• EXERCISE BRIEF: Lines that include the word "draws" are the ones to copy.

• Items from a dataset:
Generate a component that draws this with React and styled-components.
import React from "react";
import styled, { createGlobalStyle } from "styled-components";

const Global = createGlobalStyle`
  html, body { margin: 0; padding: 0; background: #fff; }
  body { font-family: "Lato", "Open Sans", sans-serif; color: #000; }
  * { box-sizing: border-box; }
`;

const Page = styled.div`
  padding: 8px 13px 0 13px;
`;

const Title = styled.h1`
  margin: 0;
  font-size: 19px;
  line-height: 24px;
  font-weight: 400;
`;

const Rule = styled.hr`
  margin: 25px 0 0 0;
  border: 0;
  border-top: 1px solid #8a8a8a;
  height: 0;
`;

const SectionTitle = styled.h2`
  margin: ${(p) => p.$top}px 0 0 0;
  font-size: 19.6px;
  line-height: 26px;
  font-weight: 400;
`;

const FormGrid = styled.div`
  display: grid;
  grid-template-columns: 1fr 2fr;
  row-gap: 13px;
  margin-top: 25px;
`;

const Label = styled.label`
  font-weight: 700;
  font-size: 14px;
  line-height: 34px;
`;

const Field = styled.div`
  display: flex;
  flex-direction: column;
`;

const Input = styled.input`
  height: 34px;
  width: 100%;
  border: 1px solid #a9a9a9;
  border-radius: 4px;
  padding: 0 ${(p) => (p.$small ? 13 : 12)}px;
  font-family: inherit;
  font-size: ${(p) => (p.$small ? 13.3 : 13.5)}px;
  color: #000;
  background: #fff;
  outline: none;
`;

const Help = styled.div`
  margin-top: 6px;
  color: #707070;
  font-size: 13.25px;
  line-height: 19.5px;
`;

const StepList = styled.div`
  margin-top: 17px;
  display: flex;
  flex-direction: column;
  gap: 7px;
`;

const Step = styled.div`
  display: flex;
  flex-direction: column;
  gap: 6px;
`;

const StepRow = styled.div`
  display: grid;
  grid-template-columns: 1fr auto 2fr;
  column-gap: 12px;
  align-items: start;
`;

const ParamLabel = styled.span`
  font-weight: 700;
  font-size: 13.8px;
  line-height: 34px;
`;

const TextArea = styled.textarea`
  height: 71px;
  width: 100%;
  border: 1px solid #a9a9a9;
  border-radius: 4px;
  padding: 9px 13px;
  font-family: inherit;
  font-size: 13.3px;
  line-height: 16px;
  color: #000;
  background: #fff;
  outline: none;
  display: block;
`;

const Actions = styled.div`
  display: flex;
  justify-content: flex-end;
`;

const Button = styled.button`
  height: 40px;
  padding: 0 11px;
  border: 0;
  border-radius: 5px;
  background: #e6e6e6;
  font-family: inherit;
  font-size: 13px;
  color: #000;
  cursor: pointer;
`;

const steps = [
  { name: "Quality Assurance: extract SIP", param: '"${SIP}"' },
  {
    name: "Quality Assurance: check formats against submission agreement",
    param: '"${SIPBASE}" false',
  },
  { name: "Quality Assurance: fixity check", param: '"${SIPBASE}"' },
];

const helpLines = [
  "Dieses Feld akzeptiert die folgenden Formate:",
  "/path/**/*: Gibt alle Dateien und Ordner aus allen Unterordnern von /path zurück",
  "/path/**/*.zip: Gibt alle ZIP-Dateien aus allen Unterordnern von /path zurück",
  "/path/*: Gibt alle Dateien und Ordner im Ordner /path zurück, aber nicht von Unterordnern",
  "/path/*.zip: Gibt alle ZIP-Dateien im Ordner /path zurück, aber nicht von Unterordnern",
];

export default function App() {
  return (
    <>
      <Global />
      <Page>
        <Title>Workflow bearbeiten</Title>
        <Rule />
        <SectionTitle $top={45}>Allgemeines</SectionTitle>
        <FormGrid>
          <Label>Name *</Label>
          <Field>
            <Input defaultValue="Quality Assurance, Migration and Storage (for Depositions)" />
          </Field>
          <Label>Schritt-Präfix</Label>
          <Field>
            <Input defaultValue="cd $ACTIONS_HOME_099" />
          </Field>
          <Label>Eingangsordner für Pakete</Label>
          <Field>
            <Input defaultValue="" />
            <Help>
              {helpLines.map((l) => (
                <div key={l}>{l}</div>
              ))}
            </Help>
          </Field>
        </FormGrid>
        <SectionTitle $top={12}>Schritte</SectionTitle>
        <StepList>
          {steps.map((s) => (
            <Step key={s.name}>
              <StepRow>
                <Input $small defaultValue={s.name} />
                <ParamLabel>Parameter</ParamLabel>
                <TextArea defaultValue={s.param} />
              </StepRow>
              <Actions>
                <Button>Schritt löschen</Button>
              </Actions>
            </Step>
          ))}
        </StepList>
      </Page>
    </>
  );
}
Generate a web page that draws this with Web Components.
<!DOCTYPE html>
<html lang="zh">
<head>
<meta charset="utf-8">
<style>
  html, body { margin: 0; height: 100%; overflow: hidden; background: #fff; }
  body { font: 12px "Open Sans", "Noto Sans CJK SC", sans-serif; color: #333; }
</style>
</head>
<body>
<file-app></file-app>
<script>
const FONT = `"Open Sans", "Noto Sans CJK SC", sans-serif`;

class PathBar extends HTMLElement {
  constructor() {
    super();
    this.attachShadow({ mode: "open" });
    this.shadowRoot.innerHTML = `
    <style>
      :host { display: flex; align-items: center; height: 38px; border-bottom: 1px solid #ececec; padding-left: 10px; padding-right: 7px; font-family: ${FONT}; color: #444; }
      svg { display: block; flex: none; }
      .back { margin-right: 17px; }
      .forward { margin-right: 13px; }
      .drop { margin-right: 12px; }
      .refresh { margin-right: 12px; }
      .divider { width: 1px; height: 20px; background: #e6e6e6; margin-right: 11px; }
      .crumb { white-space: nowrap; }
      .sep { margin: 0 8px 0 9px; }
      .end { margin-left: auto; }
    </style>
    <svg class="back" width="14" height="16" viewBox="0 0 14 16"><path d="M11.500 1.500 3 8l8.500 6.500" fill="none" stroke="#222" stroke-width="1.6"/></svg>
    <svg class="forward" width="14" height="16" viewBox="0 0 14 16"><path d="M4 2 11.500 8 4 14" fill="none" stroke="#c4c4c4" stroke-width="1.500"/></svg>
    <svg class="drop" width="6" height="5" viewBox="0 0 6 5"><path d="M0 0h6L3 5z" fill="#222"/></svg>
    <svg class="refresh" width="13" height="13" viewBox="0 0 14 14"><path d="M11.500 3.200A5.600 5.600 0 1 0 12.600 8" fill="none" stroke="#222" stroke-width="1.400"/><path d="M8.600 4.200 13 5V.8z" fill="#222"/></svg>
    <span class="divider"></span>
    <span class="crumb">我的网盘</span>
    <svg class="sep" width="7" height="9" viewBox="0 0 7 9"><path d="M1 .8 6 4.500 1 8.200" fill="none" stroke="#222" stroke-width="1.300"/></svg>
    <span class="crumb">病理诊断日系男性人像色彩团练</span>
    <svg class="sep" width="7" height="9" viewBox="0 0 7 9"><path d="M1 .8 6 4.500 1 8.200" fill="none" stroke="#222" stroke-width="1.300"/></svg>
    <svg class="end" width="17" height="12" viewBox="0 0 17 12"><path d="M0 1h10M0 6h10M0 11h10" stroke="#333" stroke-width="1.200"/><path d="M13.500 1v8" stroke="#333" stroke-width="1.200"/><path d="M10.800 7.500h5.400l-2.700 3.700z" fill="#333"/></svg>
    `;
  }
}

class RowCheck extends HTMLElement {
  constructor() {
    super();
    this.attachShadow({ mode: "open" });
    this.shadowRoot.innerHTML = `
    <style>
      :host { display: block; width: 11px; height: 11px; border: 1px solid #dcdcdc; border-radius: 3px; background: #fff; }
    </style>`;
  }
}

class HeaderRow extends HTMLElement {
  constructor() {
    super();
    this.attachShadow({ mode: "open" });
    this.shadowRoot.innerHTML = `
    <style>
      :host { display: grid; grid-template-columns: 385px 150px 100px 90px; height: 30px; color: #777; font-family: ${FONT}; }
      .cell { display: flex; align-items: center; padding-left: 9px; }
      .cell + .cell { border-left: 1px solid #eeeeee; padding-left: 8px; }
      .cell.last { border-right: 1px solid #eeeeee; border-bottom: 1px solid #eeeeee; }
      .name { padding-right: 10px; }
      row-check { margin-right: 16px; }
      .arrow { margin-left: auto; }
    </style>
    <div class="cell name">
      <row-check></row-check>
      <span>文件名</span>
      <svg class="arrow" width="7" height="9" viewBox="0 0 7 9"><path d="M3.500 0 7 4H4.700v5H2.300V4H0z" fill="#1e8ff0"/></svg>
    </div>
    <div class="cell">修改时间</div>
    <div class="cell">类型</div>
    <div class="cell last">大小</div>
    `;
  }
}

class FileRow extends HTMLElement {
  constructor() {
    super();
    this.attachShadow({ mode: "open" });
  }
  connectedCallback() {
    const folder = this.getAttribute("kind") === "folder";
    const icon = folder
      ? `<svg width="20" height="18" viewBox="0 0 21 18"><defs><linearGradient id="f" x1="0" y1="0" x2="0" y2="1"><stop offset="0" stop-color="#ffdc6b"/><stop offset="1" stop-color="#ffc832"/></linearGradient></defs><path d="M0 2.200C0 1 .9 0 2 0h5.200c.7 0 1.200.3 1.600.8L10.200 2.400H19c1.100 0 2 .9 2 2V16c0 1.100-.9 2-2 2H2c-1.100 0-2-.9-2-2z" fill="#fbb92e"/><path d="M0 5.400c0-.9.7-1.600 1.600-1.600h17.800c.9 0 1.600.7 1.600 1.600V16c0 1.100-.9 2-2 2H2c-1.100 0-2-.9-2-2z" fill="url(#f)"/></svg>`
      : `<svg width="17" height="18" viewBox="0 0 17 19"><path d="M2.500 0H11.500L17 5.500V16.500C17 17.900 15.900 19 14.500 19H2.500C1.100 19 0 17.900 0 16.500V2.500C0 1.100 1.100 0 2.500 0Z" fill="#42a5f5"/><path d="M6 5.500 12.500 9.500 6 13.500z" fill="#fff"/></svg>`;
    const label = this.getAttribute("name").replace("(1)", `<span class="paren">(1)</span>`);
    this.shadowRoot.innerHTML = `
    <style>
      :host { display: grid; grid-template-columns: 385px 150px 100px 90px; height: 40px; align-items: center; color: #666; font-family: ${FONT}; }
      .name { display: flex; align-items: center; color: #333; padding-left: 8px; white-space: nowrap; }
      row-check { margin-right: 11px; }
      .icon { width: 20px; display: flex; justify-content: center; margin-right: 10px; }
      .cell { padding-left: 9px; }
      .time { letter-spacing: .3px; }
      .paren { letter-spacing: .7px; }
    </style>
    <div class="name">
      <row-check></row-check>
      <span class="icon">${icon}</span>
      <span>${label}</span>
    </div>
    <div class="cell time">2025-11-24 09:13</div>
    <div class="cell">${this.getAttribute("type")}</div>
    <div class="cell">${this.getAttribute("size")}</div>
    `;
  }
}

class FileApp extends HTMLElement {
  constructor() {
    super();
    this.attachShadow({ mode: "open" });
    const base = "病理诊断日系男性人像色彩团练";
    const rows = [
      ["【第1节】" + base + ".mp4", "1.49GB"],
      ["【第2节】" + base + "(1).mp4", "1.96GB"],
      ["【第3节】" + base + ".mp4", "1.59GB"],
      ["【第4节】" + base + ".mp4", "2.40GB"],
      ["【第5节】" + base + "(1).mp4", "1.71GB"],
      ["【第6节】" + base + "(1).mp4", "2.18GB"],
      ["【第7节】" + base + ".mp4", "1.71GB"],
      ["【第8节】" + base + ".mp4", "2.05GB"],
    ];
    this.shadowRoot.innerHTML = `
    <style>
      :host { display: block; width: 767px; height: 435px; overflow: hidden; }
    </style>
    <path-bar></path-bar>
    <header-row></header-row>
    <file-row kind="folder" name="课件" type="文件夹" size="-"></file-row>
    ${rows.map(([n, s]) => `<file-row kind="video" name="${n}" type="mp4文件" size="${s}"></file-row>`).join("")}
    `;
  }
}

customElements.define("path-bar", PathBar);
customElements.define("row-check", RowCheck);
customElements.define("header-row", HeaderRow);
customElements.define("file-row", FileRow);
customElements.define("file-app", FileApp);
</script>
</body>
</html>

• CORRECT ANSWER:
Generate a component that draws this with React and styled-components.
Generate a web page that draws this with Web Components.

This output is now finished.